Здесь-то и образовалась первая брешь между народом и фюрером. В предшествующие годы немцы проявили интуитивное понимание особого «гения» или безумия Гитлера. Именно это позволило побудить их совершить под его руководством нечто необычное — необычно чудовищное и противоречащее человеческому разуму. Но в тот момент, когда встал вопрос о жизни, немцы не хотели больше идти за ним. Как известно, именно это обстоятельство обусловило в последнюю минуту глубокое презрение Гитлера к ним. В итоге немцы все же оказались не в состоянии следовать ему, они не были достойны его и поэтому заслуживали как народ гибели — так выглядели заявления Гитлера в последние дни его жизни.

Правда, так же как и Гитлер, немцы хотели, чтобы в случае поражения их по возможности победили и оккупировали западные державы. Однако Гитлер хотел, чтобы и после поражения, даже не имея территории и государства, немцы продолжали бороться и тем самым по воле или против воли вынудили Запад включить сопротивляющихся немцев как союзников в войну с Советским Союзом. Но немцы больше не хотели воевать; они уже были сыты войной по горло. Вместо того чтобы сражаться, они бежали на Запад и там капитулировали.

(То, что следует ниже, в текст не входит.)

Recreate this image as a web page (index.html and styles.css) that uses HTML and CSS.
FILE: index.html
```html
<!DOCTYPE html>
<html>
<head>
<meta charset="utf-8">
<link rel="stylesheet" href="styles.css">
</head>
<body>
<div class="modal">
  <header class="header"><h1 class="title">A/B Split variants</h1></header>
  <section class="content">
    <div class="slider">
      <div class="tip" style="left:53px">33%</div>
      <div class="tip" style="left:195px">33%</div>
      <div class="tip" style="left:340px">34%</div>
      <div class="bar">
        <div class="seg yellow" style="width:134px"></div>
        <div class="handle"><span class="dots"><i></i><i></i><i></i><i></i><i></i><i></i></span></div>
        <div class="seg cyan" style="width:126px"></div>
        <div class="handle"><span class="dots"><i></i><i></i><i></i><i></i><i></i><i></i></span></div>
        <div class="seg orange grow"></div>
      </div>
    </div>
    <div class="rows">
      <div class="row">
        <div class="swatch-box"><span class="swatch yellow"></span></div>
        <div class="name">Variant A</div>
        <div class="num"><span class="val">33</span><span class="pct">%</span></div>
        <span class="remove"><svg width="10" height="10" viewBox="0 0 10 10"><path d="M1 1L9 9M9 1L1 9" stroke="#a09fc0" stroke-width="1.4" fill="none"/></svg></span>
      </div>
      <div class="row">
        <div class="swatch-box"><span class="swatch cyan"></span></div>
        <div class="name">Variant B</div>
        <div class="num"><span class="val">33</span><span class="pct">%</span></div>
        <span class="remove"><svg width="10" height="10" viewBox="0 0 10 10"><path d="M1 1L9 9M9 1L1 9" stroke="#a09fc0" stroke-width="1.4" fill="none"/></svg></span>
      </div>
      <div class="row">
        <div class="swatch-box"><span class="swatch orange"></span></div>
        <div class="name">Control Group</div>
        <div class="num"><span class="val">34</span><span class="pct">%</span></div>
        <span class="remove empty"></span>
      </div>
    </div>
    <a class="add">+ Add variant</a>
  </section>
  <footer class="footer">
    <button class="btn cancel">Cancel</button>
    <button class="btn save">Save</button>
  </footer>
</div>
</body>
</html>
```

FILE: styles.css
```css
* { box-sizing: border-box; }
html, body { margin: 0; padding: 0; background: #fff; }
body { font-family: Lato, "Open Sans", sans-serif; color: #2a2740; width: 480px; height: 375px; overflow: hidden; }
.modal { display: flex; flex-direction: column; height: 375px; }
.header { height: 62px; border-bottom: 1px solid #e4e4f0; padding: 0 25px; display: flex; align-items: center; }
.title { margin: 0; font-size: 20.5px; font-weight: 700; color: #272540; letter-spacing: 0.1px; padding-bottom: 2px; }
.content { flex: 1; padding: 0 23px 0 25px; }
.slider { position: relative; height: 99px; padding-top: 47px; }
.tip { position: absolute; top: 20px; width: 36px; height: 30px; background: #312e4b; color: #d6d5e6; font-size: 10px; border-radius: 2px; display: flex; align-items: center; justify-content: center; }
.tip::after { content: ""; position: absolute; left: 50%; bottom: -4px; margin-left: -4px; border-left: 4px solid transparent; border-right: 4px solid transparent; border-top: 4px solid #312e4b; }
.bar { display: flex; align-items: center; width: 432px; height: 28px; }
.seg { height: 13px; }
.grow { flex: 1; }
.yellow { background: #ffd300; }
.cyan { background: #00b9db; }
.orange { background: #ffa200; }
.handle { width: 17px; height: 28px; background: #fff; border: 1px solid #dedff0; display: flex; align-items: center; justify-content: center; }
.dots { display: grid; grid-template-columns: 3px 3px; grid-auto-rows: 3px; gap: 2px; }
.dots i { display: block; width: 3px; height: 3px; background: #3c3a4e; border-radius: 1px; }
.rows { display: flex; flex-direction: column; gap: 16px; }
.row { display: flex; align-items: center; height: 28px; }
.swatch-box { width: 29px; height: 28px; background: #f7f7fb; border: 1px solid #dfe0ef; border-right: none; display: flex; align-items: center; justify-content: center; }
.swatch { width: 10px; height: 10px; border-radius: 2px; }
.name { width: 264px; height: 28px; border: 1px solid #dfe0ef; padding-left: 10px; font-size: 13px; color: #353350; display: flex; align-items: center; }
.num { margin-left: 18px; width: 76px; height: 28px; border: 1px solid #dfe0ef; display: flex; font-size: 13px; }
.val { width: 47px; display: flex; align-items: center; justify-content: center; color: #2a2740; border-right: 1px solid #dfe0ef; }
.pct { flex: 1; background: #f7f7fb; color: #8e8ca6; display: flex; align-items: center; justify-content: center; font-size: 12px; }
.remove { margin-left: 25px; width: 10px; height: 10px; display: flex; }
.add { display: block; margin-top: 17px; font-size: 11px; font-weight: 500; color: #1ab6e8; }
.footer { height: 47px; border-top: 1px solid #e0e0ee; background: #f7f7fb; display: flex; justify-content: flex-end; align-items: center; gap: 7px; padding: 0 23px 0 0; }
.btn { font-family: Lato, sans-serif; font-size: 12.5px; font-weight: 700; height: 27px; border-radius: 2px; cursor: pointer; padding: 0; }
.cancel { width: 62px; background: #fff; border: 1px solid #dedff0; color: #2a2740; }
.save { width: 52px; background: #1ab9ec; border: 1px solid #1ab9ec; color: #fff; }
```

Надежда Гитлера на столкновение Запада с Востоком была не такой уж необоснованной: весной и ранним летом 1945 года действительно была опасность (или, если хотите, шанс), что война между победителями могла вспыхнуть сразу же. По крайней мере, один из ведущих деятелей коалиции — Черчилль был, по достоверным источникам, готов и даже стремился к этому. Да и сама мысль продолжать борьбу после тотального поражения, не имея ни государства, ни территории, не была голой фантазией сумасшедшего. Однако у Германской империи Гитлера, которая вела не национальную и революционную, а империалистическую, грабительскую войну, не было для этого ни психологических, ни социальных предпосылок. Гитлер, как всегда, вел большую игру. Он даже поражение хотел сделать победой — конечной победой на Востоке; при этом он проиграл то, что большинству немцев казалось в это время лучшим и еще достижимым: поражение на Западе.